Ever need something wholesome in your life? Try this: find a mailbox that is a miniature version of the house it corresponds to. Wholesomeness, achieved.
On Thanksgiving, I went a little hard on the food and beverage and found myself passed out on the couch by the fireplace, in a beret, dress, and tights no less. I was reminded of the peculiar feeling of wearing tights under a blanket. I would equate it to hugging a man in a nice suit. There’s something about it that exudes classiness in a weird way to me. That is all.
Leaving the house used to be “phone, wallet, keys.” Now it’s “phone, wallet, keys, mask.” But that’s if you’re driving. My struggle is the process of going for a walk — it’s like gearing up to go skiing, what with all you have to put on. And there’s an order. Now, before stepping outside, it’s ear buds first (already synced with phone, tuned to a killer playlist), followed by mask, followed by sunglasses, followed by hat. Straying from this order will cause irritation and discomfort. I just wanted to go for a walk, dammit.
This last rant could be a post in itself, but I’m too lazy to do that. This was a quandary I encountered a couple months ago that perplexed me enough that I had to consult my roommate on it. The question: Is there a female equivalent of a “tool”?
Whenever I go to the climbing gym, I will almost inevitably encounter a tool. You know the guy. It’s the guy who’s climbing without a shirt on or is wearing obnoxiously bright/tight clothes, makes various grunting noises on the wall to draw attention to himself, acts like he’s a V8 climber when he climbs V4 (V5 on a good day), tells you about all the times he’s been to Bishop, gives you unsolicited beta, etc. Basically the guy who thinks he’s great at climbing and thinks he knows everything about climbing, when the opposite is true.
Because these tools are inevitable, my tactic is simple: ignore them and just climb ostensibly harder than them. Done.

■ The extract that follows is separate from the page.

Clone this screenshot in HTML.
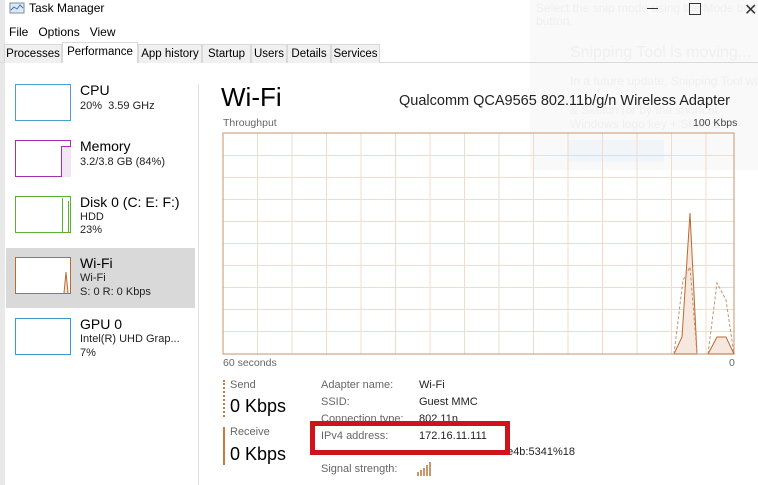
<!DOCTYPE html>
<html><head><meta charset="utf-8"><style>
body{margin:0;width:758px;height:485px;overflow:hidden;background:#fff;font-family:"Liberation Sans",sans-serif;position:relative;color:#000}
.a{position:absolute;white-space:nowrap}
.tab{position:absolute;top:44px;height:19px;font-size:11.5px;line-height:19px;text-align:center;background:#f0f0f0;border:1px solid #d9d9d9;border-bottom:none;box-sizing:border-box}
.thumb{position:absolute;left:15px;width:56px;height:37px;box-sizing:border-box;background:#fff}
.t1{font-size:14px}.t2{font-size:11px;color:#222}
.lbl{font-size:11px;color:#666}.val{font-size:11px;color:#222}
.ov{color:#efefef}
</style></head><body>
<div class="a" style="left:0;top:0;width:5px;height:485px;background:#e8e8e8"></div>
<svg class="a" style="left:9px;top:2px" width="16" height="13"><rect x="1" y="1" width="14" height="10" fill="#dfe9f3" stroke="#7a8fa6"/><path d="M2 8 L5 5 L8 7 L11 3 L14 6" stroke="#3a78c0" fill="none"/></svg>
<div class="a" style="left:29px;top:1px;font-size:12px">Task Manager</div>
<div class="a" style="left:9px;top:25px;font-size:12px">File&nbsp;&nbsp;&nbsp;Options&nbsp;&nbsp;&nbsp;View</div>
<div class="a" style="left:530px;top:0;width:228px;height:170px;background:rgba(244,244,244,0.5)"></div>
<div class="a ov" style="left:536px;top:1px;font-size:12px">Select the snip mode using the Mode button or</div>
<div class="a ov" style="left:536px;top:14px;font-size:12px">button.</div>
<div class="a ov" style="left:570px;top:44px;font-size:16px">Snipping Tool is moving...</div>
<div class="a ov" style="left:570px;top:74px;font-size:12px">In a future update, Snipping Tool will be</div>
<div class="a ov" style="left:570px;top:103px;font-size:12px">&amp; Sketch (or by the shortcut</div>
<div class="a ov" style="left:570px;top:117px;font-size:12px">Windows logo key + Shift+S</div>
<div class="a" style="left:568px;top:140px;width:96px;height:22px;background:#f2f5f8"></div>
<div class="a" style="left:744px;top:0;font-size:16px;color:#333">✕</div>
<div class="a" style="left:689px;top:3px;width:10px;height:10px;border:1px solid #333"></div>
<div class="a" style="left:647px;top:8px;width:11px;height:1px;background:#333"></div>
<div class="a" style="left:0;top:62px;width:758px;height:1px;background:#d9d9d9"></div>
<div class="tab" style="left:4px;width:58px">Processes</div>
<div class="tab" style="left:62px;width:76px;top:42px;height:21px;background:#fff">Performance</div>
<div class="tab" style="left:138px;width:64px">App history</div>
<div class="tab" style="left:202px;width:49px">Startup</div>
<div class="tab" style="left:251px;width:36px">Users</div>
<div class="tab" style="left:287px;width:44px">Details</div>
<div class="tab" style="left:331px;width:49px">Services</div>
<div class="a" style="left:198px;top:84px;width:1px;height:401px;background:#e0e0e0"></div>
<div class="thumb" style="top:84px;border:1px solid #4a9fd0"></div>
<div class="a t1" style="left:80px;top:82px">CPU</div><div class="a t2" style="left:80px;top:100px">20%&nbsp; 3.59 GHz</div>
<div class="thumb" style="top:140px;border:1px solid #a030b0"><div class="a" style="left:45px;top:5px;width:9px;height:30px;background:#f2e6f4;border-left:1px solid #a030b0;border-top:1px solid #a030b0"></div></div>
<div class="a t1" style="left:80px;top:138px">Memory</div><div class="a t2" style="left:80px;top:156px">3.2/3.8 GB (84%)</div>
<div class="thumb" style="top:196px;border:1px solid #5cb030"><div class="a" style="left:46px;top:1px;width:1px;height:35px;background:#5cb030"></div><div class="a" style="left:52px;top:4px;width:1px;height:32px;background:#5cb030"></div></div>
<div class="a t1" style="left:80px;top:194px">Disk 0 (C: E: F:)</div><div class="a t2" style="left:80px;top:211px">HDD</div><div class="a t2" style="left:80px;top:224px">23%</div>
<div class="a" style="left:6px;top:248px;width:189px;height:60px;background:#d9d9d9"></div>
<div class="thumb" style="top:257px;border:1px solid #b86a30"><svg class="a" style="left:0;top:0" width="54" height="35"><path d="M48 35 L50 14 L52 35" stroke="#b86a30" fill="#f4e4d8"/></svg></div>
<div class="a t1" style="left:80px;top:255px">Wi-Fi</div><div class="a t2" style="left:80px;top:272px">Wi-Fi</div><div class="a t2" style="left:80px;top:286px">S: 0 R: 0 Kbps</div>
<div class="thumb" style="top:318px;border:1px solid #3d9ac8"></div>
<div class="a t1" style="left:80px;top:316px">GPU 0</div><div class="a t2" style="left:80px;top:333px">Intel(R) UHD Grap...</div><div class="a t2" style="left:80px;top:347px">7%</div>
<div class="a" style="left:221px;top:82px;font-size:26px">Wi-Fi</div>
<div class="a" style="left:399px;top:93px;font-size:14.5px;color:#222">Qualcomm QCA9565 802.11b/g/n Wireless Adapter</div>
<div class="a" style="left:223px;top:117px;font-size:10.5px;color:#666">Throughput</div>
<div class="a" style="left:693px;top:117px;font-size:10.5px;color:#444">100 Kbps</div>
<svg class="a" style="left:222px;top:132px" width="514" height="224">
<g stroke="#f0dccc" stroke-width="1">
<path d="M35.5 1V222M70 1V222M104.5 1V222M139 1V222M173.5 1V222M208 1V222M242.5 1V222M277 1V222M311.5 1V222M346 1V222M380.5 1V222M415 1V222M449.5 1V222M484 1V222"/>
<path d="M1 23.5H512M1 45.5H512M1 67.5H512M1 89.5H512M1 111.5H512M1 133.5H512M1 155.5H512M1 177.5H512M1 199.5H512"/>
</g>
<rect x="1" y="1" width="511" height="221" fill="none" stroke="#c8966a"/>
<path d="M452 222 L460 205 L468 81 L475 222Z M486 222 L495 205 L504 205 L512 222Z" fill="#f6e8de" stroke="#b86a30"/>
<path d="M452 222 L461 148 L468 135 L475 222 M486 222 L495 151 L504 168 L512 222" fill="none" stroke="#c8906a" stroke-dasharray="3,2"/>
</svg>
<div class="a" style="left:223px;top:357px;font-size:10.5px;color:#666">60 seconds</div>
<div class="a" style="left:729px;top:357px;font-size:10.5px;color:#666">0</div>
<div class="a" style="left:223px;top:380px;width:0;height:37px;border-left:2px dotted #c87a40"></div>
<div class="a" style="left:230px;top:379px;font-size:11px;color:#666">Send</div>
<div class="a" style="left:230px;top:396px;font-size:18px">0 Kbps</div>
<div class="a" style="left:223px;top:427px;width:2px;height:38px;background:#c87a40"></div>
<div class="a" style="left:230px;top:426px;font-size:11px;color:#666">Receive</div>
<div class="a" style="left:230px;top:444px;font-size:18px">0 Kbps</div>
<div class="a lbl" style="left:321px;top:379px">Adapter name:</div><div class="a val" style="left:419px;top:379px">Wi-Fi</div>
<div class="a lbl" style="left:321px;top:396px">SSID:</div><div class="a val" style="left:419px;top:396px">Guest MMC</div>
<div class="a lbl" style="left:321px;top:413px">Connection type:</div><div class="a val" style="left:419px;top:413px">802.11n</div>
<div class="a lbl" style="left:321px;top:446px">IPv6 address:</div><div class="a val" style="left:419px;top:446px">fe80::4151:b57c:2e4b:5341%18</div>
<div class="a lbl" style="left:321px;top:463px">Signal strength:</div>
<svg class="a" style="left:417px;top:462px" width="16" height="14"><g fill="#c8966a"><rect x="0" y="10" width="2" height="4"/><rect x="3" y="8" width="2" height="6"/><rect x="6" y="6" width="2" height="8"/><rect x="9" y="3" width="2" height="11"/><rect x="12" y="0" width="2" height="14"/></g></svg>
<div class="a" style="left:310px;top:421px;width:190px;height:24px;border:5px solid #d0121b;background:#fff"></div>
<div class="a lbl" style="left:321px;top:430px">IPv4 address:</div><div class="a val" style="left:419px;top:430px">172.16.11.111</div>
</body></html>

A couple months ago, I encountered what I can only describe as the female equivalent of a climbing tool. This woman arrived looking glamorous: lots of shiny bracelets on, hair up in two messy buns, donning high-end athletic-wear. She took off her shirt, which revealed an admittedly rockin’ bod. Fine. By the look of her and her confidence, I assumed she must be absolutely badass. It’s not often that I see wicked strong female climbers at the gym, so I tried to inconspicuously watch her.
At first glance, she was warming up on a V4. I thought, “Figures. She’s so strong that a V4 is a warm-up.” Although, she didn’t look super graceful on it. I shrugged it off; it was still her warm-up, after all.
But then, a minute later, I saw her fall off an overhanging V2. What was up?
I watched as this woman bounced from one killer hard boulder problem to the next, falling off the first move on all of them. She tried every V7, V8, and V9 in the gym without even so much as glancing at the lower-grade problems. As soon as she dry-fired off the first move of any of these, she’d laugh loudly, then race off to a notebook, where she’d emphatically scrawl something, then absolutely douse her hands (and really whole body) in chalk, before prancing off to another insanely difficult problem.
She was exhibiting the exact same behavior that I find so irritating among lots of male climbers, but I couldn’t really call her a “tool.” Was that even the right word for it? I wondered if I was being a bad feminist, since I should really support all women in the context of such a male-dominated sport … but I couldn’t escape it.
I went home and told my roommate Joe, also a climber, the whole story. “Am I being a bad feminist here?” I asked him, after a long tirade.
“No, I don’t think so. A tool is a tool, regardless of gender.”